When Tough Turtle bought out its previous owner’s stake in the company, the three plaintiff employees filled out paperwork which did not include a noncompete covenant. Several years later, plaintiffs signed additional employment-related paperwork, including an employment agreement. Each paragraph of the agreement was separately numbered and began on a new line with a heading in the same typeface, font, and size as the text of the paragraph, except for the paragraph labeled “Non-Competition.” That paragraph, the source of the disputed noncompete covenant, was merged with the preceding paragraph and did not start on a new line. It was also numbered 12, even though the subsequent paragraph was identically numbered. 

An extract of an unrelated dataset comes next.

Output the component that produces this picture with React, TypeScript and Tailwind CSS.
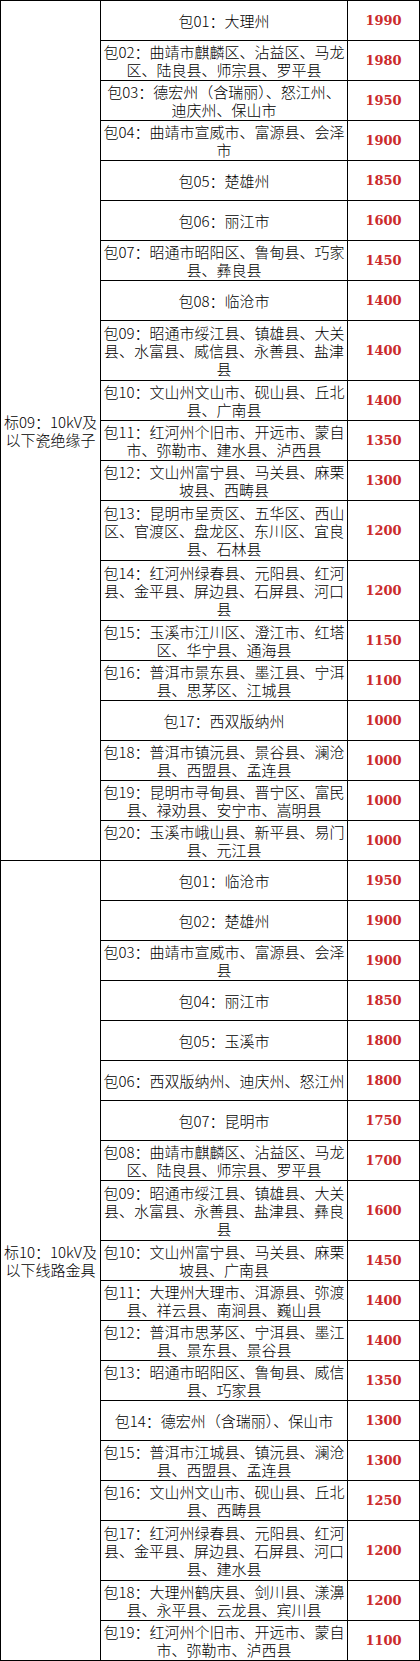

  • The district court invalidated the noncompete covenant as unconscionable. The district court found it was a “fatal” error to place the covenant where it could be easily overlooked because the employment agreement merged the noncompete provision into the preceding paragraph rather than setting it out as its own separate paragraph. According to the district court, this called into question whether the employees could readily ascertain its terms, thus making it procedurally unconscionable and therefore unenforceable as a matter of law.
  • The Nevada Supreme Court disagreed. The Court noted that the employment agreement used the same font size throughout, and while plaintiffs complained that the agreement was one of several documents attached to a single email, they failed to show that they did not have a meaningful opportunity to review the agreement or that when they signed and returned the employment agreement they did not assent to all of its terms, including the restrictive covenant. According to the Court, “any procedural unconscionability stemming from the merger of the noncompete covenant into the preceding paragraph of the employment agreement is not enough to invalidate it without an additional showing of substantive unconscionability.” Given the mandatory blue-penciling language of NRS 613.195(6), the Court ruled that the district court should not have analyzed substantive unconscionability based on the covenant as written. Rather, the district court was required to determine whether the restrictive covenant was modifiable, and if so, modify it and review the covenant for substantive unconscionability as modified.

When considering whether a contract is unconscionable, the Nevada Supreme Court in Tough Turtle highlighted that courts generally require a showing of both procedural and substantive unconscionability. When drafting and reviewing noncompete provisions, employers should keep in mind the Tough Turtle holding means a provision found to be overbroad under NRS 613.195 will be analyzed by a district court to determine if it is modifiable under NRS 613.195(6). If it is, employers should be prepared for the court to modify the provision and review it for substantive unconscionability as modified. Under Tough Turtle, employers would be best served by making sure their noncompete provisions will survive judicial scrutiny to avoid creating the opportunity for a court to blue-pencil a provision.